April 4, 2004

Does a People Have to Worthy of Democracy to Recieve It?

Except from a fascinating email from a person in Baghdad working for the transition to democracy, as reproduced by the recipient at The Belgravia Dispatch

"Of course I know what federalism means," the cleric scoffed, "it comes from the Greek root meaning unitary state." Unclear on the precise etymology myself, I let this slide, and tried to get back to the principle of our discussion. So it's a good thing, I prompted, don't you think? The room erupted again into unhappy murmers, and he stared back at me with a stony look that let me know I'd missed the apparently classic Arab double-entendre. Oh, I continued as if I'd just stumbled on the actual meaning of the word, you mean it's actually a backroom deal, reached conspiratorally, that ensures a tyranny of the minority?
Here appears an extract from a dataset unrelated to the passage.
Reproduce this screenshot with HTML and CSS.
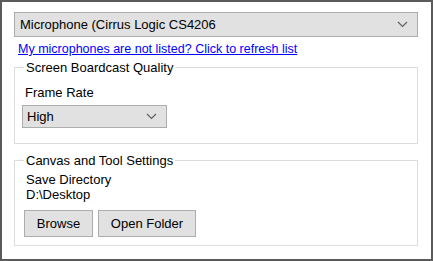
FILE: index.html
```html
<!DOCTYPE html>
<html lang="en">
<head>
    <meta charset="UTF-8">
    <title>Settings</title>
    <link rel="stylesheet" href="styles.css">
</head>
<body>
    <div id="window">
        <div class="combo wide">
            <span>Microphone (Cirrus Logic CS4206</span>
            <svg class="chev" width="11" height="7" viewBox="0 0 11 7"><path d="M1 1 L5.5 5.5 L10 1" fill="none" stroke="#606060" stroke-width="1.2"/></svg>
        </div>
        <a class="refresh" href="#">My microphones are not listed? Click to refresh list</a>
        <fieldset class="group quality">
            <legend>Screen Boardcast Quality</legend>
            <div class="label">Frame Rate</div>
            <div class="combo small">
                <span>High</span>
                <svg class="chev" width="11" height="7" viewBox="0 0 11 7"><path d="M1 1 L5.5 5.5 L10 1" fill="none" stroke="#606060" stroke-width="1.2"/></svg>
            </div>
        </fieldset>
        <fieldset class="group canvas">
            <legend>Canvas and Tool Settings</legend>
            <div class="label">Save Directory</div>
            <div class="label">D:\Desktop</div>
            <div class="buttons">
                <button class="browse">Browse</button>
                <button class="open">Open Folder</button>
            </div>
        </fieldset>
    </div>
</body>
</html>
```

FILE: styles.css
```css
html, body{
    margin: 0;
    padding: 0;
    background: #fff;
}
#window{
    width: 433px;
    height: 261px;
    box-sizing: border-box;
    border: 2px solid #5b5b5b;
    padding: 10px 12px 0 12px;
    font-family: "Liberation Sans", Arial, sans-serif;
    font-size: 12.5px;
    color: #000;
}
.combo{
    box-sizing: border-box;
    background: #e1e1e1;
    border: 1px solid #adadad;
    display: flex;
    align-items: center;
    justify-content: space-between;
    padding: 0 9px 0 5px;
}
.combo.wide{
    width: 404px;
    height: 25px;
    font-size: 13px;
}
.combo.small{
    width: 145px;
    height: 23px;
    margin-top: 5px;
    padding-left: 4px;
    font-size: 13px;
}
.refresh{
    display: block;
    color: #0000ff;
    line-height: 15px;
    margin: 5px 0 0 4px;
    width: max-content;
}
.group{
    border: 1px solid #dcdcdc;
    margin: 0;
    box-sizing: border-box;
    width: 404px;
}
.group legend{
    padding: 0 2px;
    line-height: 15px;
    font-size: 13px;
}
.quality{
    margin-top: 3px;
    height: 84px;
    padding: 10px 7px 0 7px;
}
.quality legend{
    margin-left: 2px;
}
.quality .label{
    margin-left: 3px;
    line-height: 15px;
    font-size: 13px;
}
.canvas{
    margin-top: 9px;
    height: 93px;
    padding: 4px 9px 0 9px;
}
.canvas .label{
    margin-left: 2px;
    line-height: 15px;
    font-size: 13px;
}
.buttons{
    display: flex;
    gap: 5px;
    margin-top: 8px;
}
.buttons button{
    font-family: inherit;
    font-size: 13px;
    background: #e1e1e1;
    border: 1px solid #adadad;
    height: 27px;
    padding: 0;
    color: #000;
}
.browse{
    width: 69px;
}
.open{
    width: 98px;
}
```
His face lit up and his eyes warmed considerably. The growing roar of murmers ebbed back to silence, broken only by the angry footsteps of a Kurdish participant who got up and left. Things were going badly--I should have guessed this by my translator's increasing nervousness and the growing visibility of our plainclothes security staff around the exits of an otherwise sleepy Baghdad auditorium--but I pressed on. Can it really mean both things? Why don't you just tell me what you really think? An impolitic question, sometimes, in the New Iraq.

Old men here can be generous. Younger ones can be less so. A fiery youth cut to the chase: "why do I need your democracy when I have other options?" he shouted.